The exercise: How many of these lines hold the string "code"? Answer with the number only.

☆ ☆ ☆ ☆ ☆ ☆ ☆

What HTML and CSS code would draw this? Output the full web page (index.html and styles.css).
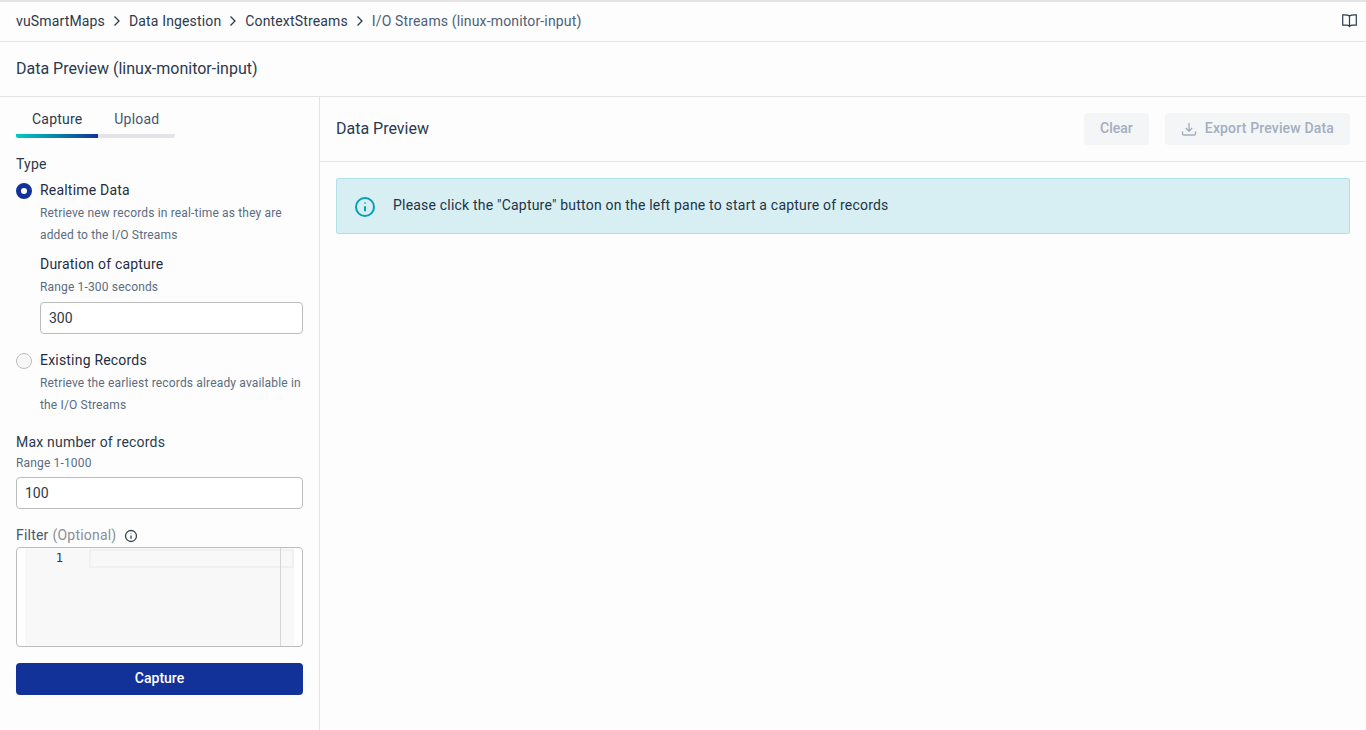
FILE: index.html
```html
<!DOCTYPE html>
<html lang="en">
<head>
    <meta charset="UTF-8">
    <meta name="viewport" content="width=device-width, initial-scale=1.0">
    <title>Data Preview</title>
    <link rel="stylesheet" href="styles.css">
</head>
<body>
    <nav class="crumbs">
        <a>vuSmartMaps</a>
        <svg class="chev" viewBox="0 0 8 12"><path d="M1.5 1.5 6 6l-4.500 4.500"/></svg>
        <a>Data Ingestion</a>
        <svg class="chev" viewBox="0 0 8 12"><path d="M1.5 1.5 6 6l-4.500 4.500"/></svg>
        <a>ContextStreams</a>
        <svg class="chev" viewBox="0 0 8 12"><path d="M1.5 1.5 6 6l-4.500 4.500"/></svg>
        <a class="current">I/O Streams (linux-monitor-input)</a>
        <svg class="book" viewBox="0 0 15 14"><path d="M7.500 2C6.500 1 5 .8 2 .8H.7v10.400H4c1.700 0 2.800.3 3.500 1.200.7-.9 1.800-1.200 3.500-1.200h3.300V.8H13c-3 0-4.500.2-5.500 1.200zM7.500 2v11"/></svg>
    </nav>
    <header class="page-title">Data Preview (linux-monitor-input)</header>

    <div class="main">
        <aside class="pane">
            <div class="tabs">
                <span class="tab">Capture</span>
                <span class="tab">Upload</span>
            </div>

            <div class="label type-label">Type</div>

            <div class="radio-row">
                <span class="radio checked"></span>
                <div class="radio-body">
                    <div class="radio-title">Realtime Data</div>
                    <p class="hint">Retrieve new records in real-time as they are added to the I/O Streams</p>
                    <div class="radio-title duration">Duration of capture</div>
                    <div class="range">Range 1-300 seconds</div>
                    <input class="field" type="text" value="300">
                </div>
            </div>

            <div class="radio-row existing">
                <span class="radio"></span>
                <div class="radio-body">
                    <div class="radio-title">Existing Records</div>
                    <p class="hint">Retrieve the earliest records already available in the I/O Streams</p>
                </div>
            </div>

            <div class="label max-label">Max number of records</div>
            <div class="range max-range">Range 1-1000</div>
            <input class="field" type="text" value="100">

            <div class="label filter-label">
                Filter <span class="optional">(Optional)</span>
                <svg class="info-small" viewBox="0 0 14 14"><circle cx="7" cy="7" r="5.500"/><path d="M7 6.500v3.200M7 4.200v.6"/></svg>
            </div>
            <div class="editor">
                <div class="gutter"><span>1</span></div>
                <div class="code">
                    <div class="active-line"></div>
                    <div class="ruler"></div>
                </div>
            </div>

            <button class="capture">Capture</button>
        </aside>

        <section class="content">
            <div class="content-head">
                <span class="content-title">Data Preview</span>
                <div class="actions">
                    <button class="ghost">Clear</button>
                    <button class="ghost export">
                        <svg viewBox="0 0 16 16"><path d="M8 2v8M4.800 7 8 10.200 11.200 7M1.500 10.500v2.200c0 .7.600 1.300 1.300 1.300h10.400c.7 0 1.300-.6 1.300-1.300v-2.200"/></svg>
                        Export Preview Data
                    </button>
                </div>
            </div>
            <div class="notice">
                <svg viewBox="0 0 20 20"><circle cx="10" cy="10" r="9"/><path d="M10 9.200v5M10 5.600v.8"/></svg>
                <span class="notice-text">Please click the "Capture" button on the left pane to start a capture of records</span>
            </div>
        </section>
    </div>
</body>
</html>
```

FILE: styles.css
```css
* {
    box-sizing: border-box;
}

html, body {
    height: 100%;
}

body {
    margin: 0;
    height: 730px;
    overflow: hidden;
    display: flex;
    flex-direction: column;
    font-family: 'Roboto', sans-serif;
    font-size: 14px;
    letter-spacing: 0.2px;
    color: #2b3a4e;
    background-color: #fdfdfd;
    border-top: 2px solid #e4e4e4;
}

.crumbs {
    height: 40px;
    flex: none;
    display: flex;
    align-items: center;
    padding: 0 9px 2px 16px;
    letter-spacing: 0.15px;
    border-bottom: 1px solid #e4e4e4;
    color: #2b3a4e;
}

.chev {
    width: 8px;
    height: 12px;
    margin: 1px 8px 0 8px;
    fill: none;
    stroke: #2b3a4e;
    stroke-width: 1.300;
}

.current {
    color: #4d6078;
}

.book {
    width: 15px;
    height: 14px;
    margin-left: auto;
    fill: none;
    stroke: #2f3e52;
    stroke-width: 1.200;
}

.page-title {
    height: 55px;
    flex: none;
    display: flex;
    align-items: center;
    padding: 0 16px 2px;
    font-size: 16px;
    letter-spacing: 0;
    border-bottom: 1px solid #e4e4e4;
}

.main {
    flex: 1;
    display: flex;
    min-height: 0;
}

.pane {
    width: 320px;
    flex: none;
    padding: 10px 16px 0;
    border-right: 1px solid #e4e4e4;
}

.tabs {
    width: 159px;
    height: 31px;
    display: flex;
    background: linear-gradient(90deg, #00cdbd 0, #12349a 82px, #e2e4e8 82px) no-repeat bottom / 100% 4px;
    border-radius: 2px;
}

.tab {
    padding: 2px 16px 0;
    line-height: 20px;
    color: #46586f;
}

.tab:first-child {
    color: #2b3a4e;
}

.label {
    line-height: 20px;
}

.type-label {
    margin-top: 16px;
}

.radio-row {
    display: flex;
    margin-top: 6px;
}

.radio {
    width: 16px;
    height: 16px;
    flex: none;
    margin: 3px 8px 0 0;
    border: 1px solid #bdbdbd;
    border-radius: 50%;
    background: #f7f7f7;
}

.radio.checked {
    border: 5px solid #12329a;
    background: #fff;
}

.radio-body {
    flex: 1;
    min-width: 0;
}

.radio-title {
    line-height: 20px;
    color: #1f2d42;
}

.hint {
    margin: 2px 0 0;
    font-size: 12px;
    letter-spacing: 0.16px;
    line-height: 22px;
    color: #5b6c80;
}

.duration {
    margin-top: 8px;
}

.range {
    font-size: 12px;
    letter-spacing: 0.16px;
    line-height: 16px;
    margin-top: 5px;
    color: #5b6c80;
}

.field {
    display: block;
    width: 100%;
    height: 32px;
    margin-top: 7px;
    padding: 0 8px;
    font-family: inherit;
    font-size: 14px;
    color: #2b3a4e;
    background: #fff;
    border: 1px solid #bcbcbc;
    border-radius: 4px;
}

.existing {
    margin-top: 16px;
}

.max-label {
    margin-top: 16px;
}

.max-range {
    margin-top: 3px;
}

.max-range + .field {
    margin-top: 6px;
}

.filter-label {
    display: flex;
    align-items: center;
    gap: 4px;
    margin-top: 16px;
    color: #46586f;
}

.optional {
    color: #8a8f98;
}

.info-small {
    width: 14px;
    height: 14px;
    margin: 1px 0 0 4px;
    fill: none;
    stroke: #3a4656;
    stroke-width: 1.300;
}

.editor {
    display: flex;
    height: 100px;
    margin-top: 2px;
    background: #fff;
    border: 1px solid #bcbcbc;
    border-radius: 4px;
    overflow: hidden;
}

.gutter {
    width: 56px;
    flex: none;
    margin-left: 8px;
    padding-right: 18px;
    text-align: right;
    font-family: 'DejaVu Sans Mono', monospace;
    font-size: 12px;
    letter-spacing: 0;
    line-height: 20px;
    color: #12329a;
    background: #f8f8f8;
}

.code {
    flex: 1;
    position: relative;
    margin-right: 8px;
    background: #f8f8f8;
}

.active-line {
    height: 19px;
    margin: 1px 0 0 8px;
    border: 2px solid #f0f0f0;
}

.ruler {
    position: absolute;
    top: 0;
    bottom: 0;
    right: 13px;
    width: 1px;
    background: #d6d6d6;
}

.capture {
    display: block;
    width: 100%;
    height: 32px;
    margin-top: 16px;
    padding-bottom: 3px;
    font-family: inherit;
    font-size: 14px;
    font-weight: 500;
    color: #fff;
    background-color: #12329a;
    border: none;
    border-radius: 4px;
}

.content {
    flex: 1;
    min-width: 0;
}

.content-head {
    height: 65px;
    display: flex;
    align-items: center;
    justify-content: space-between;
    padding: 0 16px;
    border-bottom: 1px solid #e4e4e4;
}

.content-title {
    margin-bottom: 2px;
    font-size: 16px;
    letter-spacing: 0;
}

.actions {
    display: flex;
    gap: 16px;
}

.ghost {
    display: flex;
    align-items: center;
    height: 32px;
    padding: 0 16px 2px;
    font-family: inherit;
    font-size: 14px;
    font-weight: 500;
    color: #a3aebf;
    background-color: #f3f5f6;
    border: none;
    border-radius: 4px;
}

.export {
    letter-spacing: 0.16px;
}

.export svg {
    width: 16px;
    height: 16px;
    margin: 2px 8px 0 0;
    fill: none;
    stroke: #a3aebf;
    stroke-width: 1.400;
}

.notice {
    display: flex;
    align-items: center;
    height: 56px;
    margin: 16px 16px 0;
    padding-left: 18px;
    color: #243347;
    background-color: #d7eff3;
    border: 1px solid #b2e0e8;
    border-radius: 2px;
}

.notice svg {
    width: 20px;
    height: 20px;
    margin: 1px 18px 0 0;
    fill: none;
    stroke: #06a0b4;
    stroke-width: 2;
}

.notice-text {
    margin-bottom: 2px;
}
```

☆ ☆ ☆ ☆ ☆ ☆ ☆

Response to the task: 3